The district did win kudos in several areas for its management practices.

Through a spokeswoman, Jerry Jordan, president of the Philadelphia Federation of Teachers, declined to comment on the report last night because he had not read it. Mayor Street and Gov. Rendell could not be reached for comment.

The five-member commission hired Timoney and Evergreen in summer 2005 to conduct the audit of district operations at the urging of then-Commissioner Daniel Whelan.

Timoney, whom Whelan recommended, was hired to oversee the project. Evergreen was among 10 applicants to conduct the audit.

The Evergreen consultants compared the Philadelphia district with six other large, urban districts: Chicago, Dallas, Detroit, Houston, Miami-Dade and Memphis. A 21-member team of consultants visited the district and interviewed staff.

After the district refused to spend more money, the consultants put together the draft and submitted it to the district on Dec., 31. Whelan left the commission in January, and the document was not reviewed.

The district released the report in response to a request The Inquirer filed under the state Right to Know Law. Parent advocates and Nutter also pressed for copies.
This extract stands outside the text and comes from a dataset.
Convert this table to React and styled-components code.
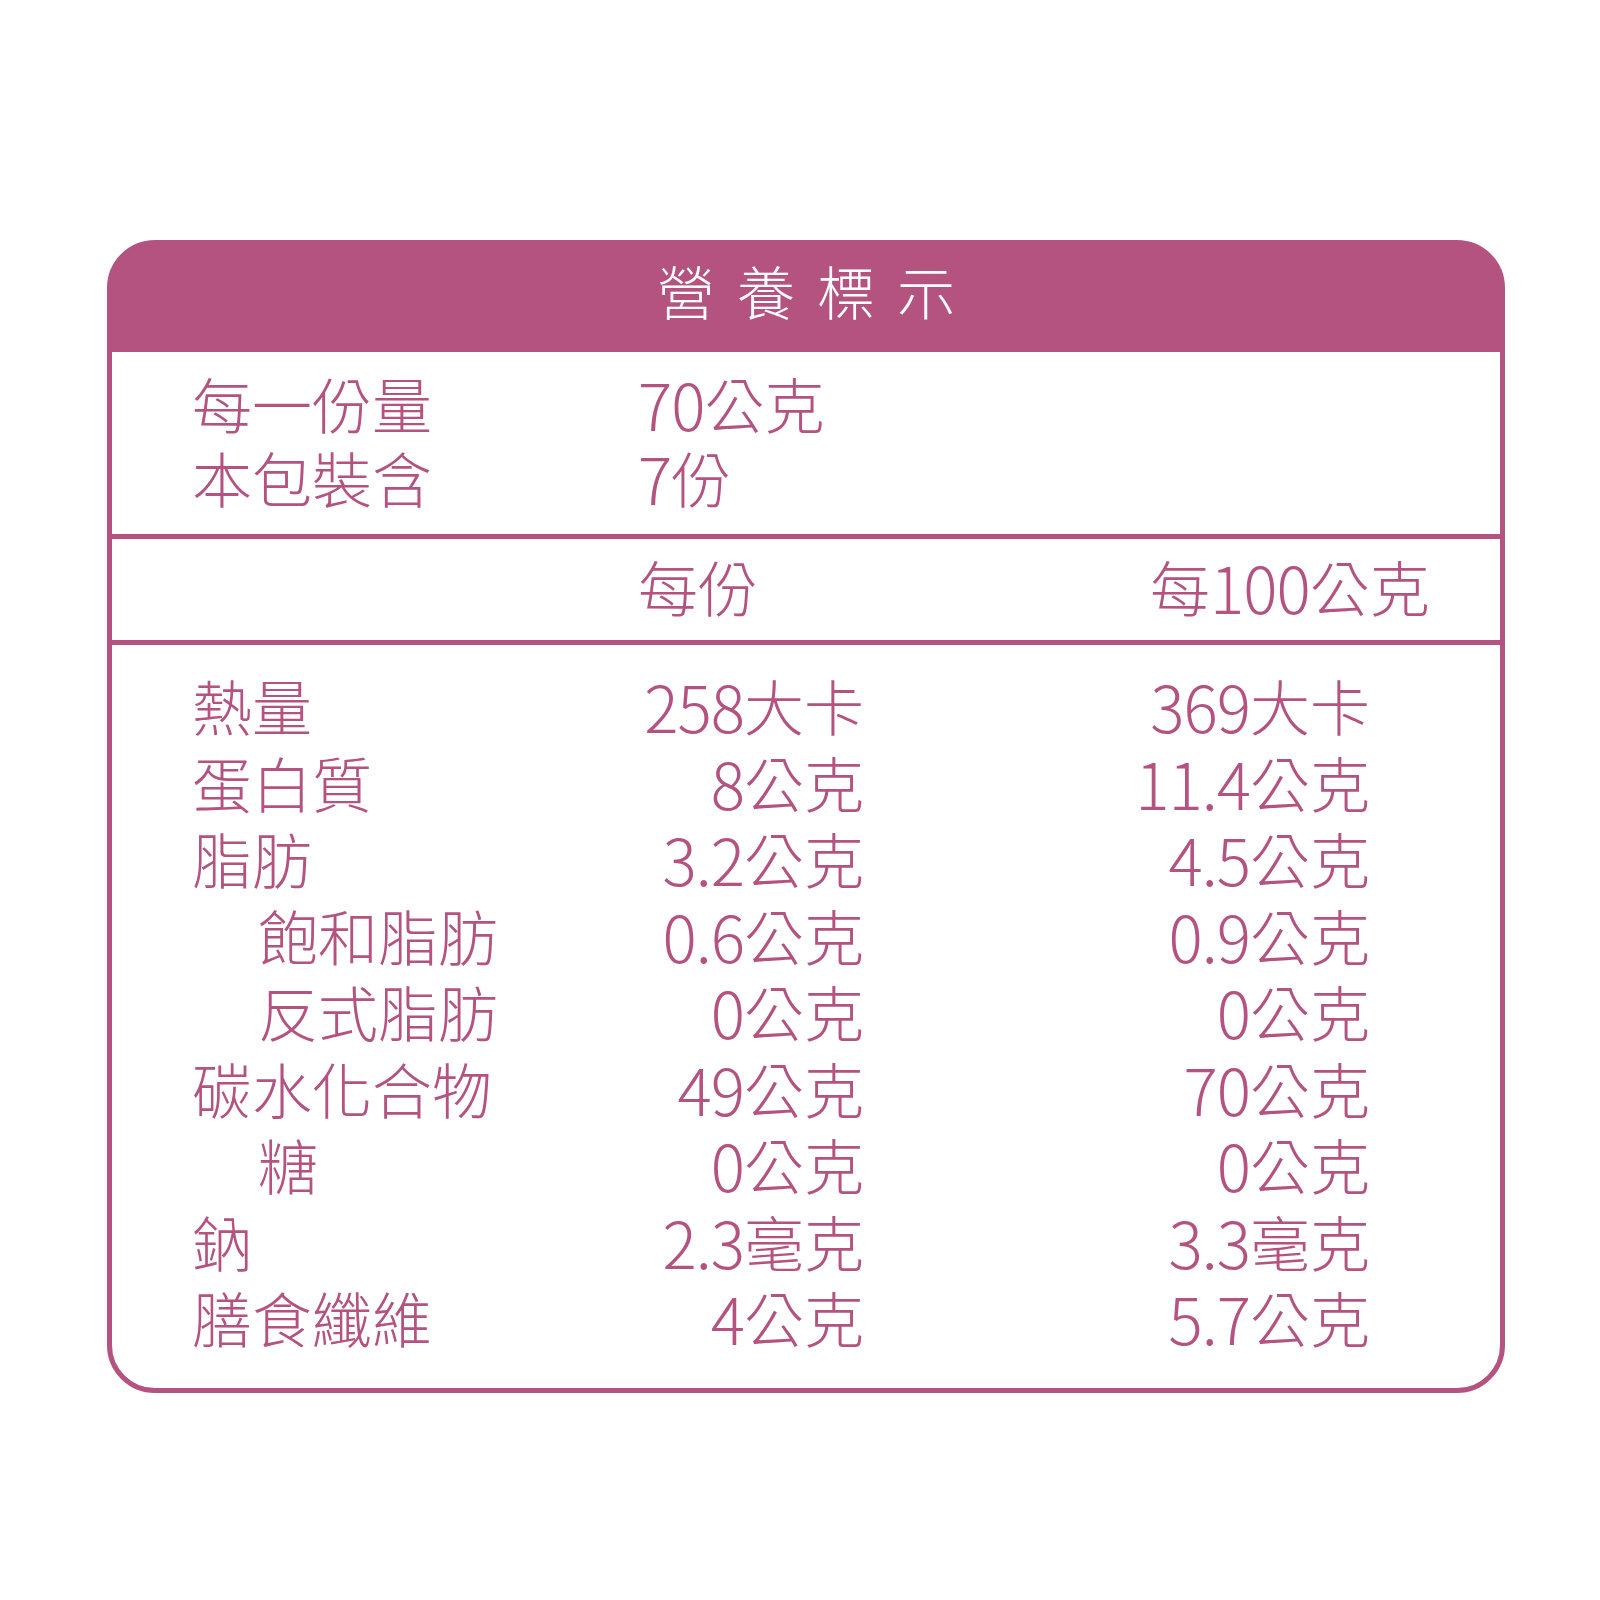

Dungee Glenn and Brady decided to release the material even though the district's legal counsel said the draft did not meet the definition of a public record under state law.

Dungee Glenn and Brady said the district was trying to be more accountable and open.

"I'm not here to make any excuses for the commission or the staff," Dungee Glenn said. "I was unaware of this report until last week, at which time I distributed it to the commissioners and Mr. Brady."

Parent advocates were angry yesterday that the district had spent so much money on a report that went unused.

"It makes our blood boil because you spent $700,000 of our kids' money," said the Rev. Paul Weeks, who has children at J.S. Jenks School in Chestnut Hill and Central High School.

Greg Wade, president of the Home and School Council, the district parents' group, questioned Brady's assessment of the consultants' work.

"Tom Brady said it was 'fair.' How is it fair if $100 million of the savings is based on something that was a no brainer?" Wade asked.